EXERCISE DETAILS: Copy out each line that includes the word "this".

RECORDS SUPPLIED:
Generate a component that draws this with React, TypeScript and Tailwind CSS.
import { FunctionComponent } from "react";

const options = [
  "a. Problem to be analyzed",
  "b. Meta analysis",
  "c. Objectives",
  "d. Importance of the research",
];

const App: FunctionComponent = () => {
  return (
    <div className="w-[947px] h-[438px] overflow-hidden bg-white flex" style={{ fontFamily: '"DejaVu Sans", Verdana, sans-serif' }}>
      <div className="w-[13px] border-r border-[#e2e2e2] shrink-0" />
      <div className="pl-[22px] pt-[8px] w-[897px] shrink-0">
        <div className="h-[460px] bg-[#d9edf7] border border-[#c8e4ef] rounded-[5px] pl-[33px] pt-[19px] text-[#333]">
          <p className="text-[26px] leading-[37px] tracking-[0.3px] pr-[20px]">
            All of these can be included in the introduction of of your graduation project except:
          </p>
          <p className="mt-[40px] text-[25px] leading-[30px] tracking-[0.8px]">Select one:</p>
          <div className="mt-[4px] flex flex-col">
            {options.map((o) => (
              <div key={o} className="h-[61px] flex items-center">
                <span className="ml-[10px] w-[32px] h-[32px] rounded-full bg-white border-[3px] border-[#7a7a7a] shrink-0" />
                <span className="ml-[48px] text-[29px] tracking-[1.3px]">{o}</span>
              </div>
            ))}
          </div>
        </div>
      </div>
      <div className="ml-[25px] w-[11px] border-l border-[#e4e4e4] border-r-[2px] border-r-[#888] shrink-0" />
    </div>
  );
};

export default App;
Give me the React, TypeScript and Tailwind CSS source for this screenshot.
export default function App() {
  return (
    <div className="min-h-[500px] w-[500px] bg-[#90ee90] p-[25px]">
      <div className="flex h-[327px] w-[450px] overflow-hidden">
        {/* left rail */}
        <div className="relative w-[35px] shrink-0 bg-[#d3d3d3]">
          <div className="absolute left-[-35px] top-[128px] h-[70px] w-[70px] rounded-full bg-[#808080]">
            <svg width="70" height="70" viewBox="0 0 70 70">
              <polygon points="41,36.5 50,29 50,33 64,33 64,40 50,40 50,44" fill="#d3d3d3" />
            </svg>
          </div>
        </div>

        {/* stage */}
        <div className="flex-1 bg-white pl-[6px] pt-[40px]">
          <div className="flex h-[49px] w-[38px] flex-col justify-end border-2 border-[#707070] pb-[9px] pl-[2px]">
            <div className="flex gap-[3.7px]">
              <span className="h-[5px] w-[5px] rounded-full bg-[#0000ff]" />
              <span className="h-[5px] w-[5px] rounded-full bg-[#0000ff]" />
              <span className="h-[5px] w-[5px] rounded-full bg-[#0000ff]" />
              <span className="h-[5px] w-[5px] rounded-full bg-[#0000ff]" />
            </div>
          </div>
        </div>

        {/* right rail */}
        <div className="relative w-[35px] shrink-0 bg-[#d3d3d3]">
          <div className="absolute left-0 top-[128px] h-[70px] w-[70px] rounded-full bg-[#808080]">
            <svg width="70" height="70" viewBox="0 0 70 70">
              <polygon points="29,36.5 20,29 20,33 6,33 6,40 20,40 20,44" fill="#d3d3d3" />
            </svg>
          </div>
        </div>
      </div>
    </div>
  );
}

COMPLETED EXERCISE:
Generate a component that draws this with React, TypeScript and Tailwind CSS.
Give me the React, TypeScript and Tailwind CSS source for this screenshot.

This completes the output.